[BEGIN DATA FOR THIS TASK]
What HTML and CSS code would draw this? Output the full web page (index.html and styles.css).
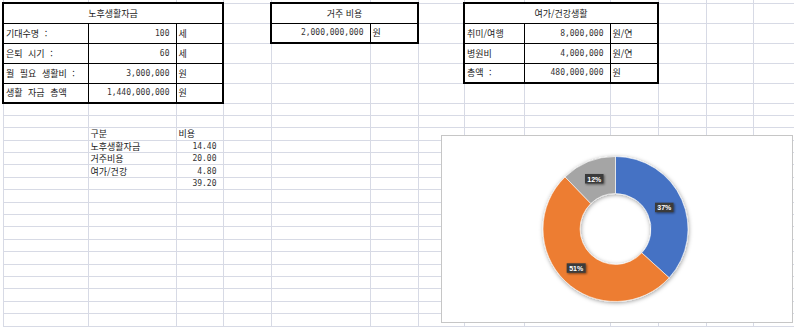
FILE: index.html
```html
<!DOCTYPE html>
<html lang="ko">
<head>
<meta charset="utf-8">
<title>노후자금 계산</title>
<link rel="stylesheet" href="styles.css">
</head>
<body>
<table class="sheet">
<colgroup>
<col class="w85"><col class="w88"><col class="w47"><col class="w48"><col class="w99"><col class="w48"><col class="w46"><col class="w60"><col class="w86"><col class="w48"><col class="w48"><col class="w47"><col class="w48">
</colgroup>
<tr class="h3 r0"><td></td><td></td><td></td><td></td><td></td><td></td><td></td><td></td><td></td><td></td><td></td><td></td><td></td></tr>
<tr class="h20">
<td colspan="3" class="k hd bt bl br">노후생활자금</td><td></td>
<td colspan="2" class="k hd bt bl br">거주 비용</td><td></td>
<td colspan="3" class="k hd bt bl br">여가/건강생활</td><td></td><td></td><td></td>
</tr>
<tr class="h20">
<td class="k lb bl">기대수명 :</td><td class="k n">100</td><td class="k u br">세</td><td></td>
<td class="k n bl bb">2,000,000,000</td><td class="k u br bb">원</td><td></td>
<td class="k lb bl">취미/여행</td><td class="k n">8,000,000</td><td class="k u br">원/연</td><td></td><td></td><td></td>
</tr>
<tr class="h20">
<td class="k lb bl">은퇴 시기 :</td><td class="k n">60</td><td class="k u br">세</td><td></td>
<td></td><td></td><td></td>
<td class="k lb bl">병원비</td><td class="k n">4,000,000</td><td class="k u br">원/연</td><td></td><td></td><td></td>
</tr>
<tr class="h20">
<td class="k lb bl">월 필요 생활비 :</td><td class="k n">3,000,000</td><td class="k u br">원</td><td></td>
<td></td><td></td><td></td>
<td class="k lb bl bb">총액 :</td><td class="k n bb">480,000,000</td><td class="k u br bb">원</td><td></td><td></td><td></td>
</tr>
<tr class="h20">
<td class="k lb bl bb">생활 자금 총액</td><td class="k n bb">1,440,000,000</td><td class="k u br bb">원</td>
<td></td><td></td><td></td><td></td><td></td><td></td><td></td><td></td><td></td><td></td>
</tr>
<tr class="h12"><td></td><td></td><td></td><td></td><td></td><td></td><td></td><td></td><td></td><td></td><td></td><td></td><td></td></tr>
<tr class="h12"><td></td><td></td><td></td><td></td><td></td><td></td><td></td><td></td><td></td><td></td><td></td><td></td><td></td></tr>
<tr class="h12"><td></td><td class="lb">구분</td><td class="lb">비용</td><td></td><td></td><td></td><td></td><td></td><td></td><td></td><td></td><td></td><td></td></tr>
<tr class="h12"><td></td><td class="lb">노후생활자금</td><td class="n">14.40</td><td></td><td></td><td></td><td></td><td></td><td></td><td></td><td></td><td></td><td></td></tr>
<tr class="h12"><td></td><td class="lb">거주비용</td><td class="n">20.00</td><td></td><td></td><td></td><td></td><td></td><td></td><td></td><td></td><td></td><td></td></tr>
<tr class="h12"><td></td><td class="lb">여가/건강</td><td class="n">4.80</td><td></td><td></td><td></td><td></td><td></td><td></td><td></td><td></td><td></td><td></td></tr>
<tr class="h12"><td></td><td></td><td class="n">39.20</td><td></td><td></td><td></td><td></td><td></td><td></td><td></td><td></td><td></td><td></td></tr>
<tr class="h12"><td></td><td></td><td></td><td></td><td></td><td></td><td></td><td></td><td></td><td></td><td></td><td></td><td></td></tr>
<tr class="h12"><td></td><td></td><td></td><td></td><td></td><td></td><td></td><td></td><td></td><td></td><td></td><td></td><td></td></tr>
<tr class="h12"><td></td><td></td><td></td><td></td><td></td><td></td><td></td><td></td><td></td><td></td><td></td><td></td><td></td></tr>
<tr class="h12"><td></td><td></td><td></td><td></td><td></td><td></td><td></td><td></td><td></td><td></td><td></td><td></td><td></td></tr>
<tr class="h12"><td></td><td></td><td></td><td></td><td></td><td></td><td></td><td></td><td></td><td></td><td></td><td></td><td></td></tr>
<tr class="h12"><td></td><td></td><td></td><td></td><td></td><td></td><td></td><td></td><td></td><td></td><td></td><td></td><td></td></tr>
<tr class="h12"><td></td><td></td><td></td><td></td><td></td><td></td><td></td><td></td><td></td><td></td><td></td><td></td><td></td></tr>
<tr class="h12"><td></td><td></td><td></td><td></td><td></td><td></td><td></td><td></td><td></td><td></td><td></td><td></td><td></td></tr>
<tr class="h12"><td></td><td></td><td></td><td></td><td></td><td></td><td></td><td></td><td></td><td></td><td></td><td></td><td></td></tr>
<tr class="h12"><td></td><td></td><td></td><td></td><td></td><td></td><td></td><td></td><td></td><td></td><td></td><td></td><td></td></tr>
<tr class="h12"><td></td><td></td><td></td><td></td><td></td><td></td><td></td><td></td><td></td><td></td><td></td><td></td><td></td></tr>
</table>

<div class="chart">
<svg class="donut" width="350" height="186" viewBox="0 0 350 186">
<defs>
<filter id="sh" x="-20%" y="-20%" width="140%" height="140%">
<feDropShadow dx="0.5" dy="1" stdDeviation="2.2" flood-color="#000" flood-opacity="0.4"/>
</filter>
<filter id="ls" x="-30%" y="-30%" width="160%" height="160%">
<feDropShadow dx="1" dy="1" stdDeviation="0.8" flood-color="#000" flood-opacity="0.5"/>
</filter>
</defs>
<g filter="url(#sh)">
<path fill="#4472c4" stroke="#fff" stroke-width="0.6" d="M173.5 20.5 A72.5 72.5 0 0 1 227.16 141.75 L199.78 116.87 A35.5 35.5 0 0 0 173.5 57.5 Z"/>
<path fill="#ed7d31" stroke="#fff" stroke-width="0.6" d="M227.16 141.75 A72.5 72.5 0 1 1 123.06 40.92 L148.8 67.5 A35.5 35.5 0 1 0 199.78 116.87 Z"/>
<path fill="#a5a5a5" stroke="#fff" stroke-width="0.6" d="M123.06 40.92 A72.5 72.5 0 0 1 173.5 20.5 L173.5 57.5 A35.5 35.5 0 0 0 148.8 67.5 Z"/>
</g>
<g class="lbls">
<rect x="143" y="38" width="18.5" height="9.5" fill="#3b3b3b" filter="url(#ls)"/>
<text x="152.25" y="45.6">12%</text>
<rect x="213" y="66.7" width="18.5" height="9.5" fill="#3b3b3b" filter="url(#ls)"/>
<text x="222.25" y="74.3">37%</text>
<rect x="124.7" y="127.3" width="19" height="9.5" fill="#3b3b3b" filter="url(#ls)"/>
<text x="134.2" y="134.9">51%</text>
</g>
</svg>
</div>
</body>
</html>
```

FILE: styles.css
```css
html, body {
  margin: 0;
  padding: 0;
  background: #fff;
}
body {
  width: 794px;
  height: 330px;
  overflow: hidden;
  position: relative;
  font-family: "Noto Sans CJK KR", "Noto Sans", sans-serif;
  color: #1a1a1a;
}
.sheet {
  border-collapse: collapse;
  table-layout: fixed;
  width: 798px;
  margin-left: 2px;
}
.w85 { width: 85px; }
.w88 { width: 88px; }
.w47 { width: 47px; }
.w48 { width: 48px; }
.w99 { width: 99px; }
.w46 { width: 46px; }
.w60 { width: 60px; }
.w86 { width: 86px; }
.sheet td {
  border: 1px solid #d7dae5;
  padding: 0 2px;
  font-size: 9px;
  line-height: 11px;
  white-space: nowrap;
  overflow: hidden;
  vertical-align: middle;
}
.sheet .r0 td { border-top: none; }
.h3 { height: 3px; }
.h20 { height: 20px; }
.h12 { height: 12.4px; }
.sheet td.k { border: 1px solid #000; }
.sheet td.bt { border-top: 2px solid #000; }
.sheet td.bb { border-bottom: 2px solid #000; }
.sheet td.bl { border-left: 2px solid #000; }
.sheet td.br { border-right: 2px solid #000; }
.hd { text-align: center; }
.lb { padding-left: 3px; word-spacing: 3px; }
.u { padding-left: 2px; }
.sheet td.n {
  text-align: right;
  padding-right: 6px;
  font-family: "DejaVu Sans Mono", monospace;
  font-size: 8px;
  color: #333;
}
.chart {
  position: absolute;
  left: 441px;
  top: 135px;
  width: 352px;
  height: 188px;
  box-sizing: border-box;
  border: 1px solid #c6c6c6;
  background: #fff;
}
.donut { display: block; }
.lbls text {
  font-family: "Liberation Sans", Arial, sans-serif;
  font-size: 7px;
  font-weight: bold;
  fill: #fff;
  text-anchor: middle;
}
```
[END DATA FOR THIS TASK]
[BEGIN DATA FOR THIS TASK]
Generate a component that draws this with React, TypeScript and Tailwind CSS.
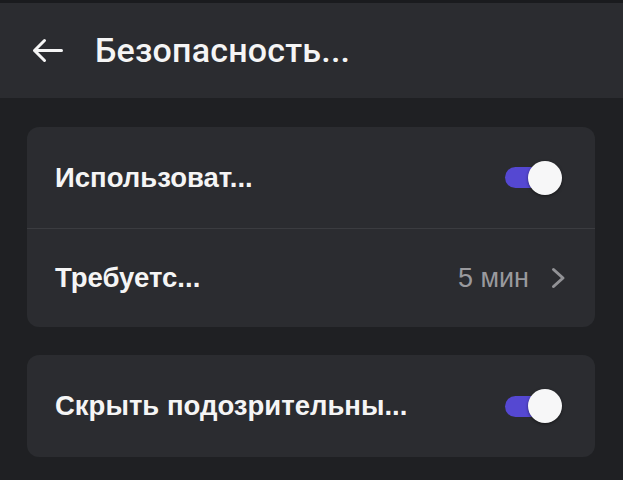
[END DATA FOR THIS TASK]
• [STATED PROBLEM] Report only how many lines in the entries contain "styles".

• [THE REPLY] 3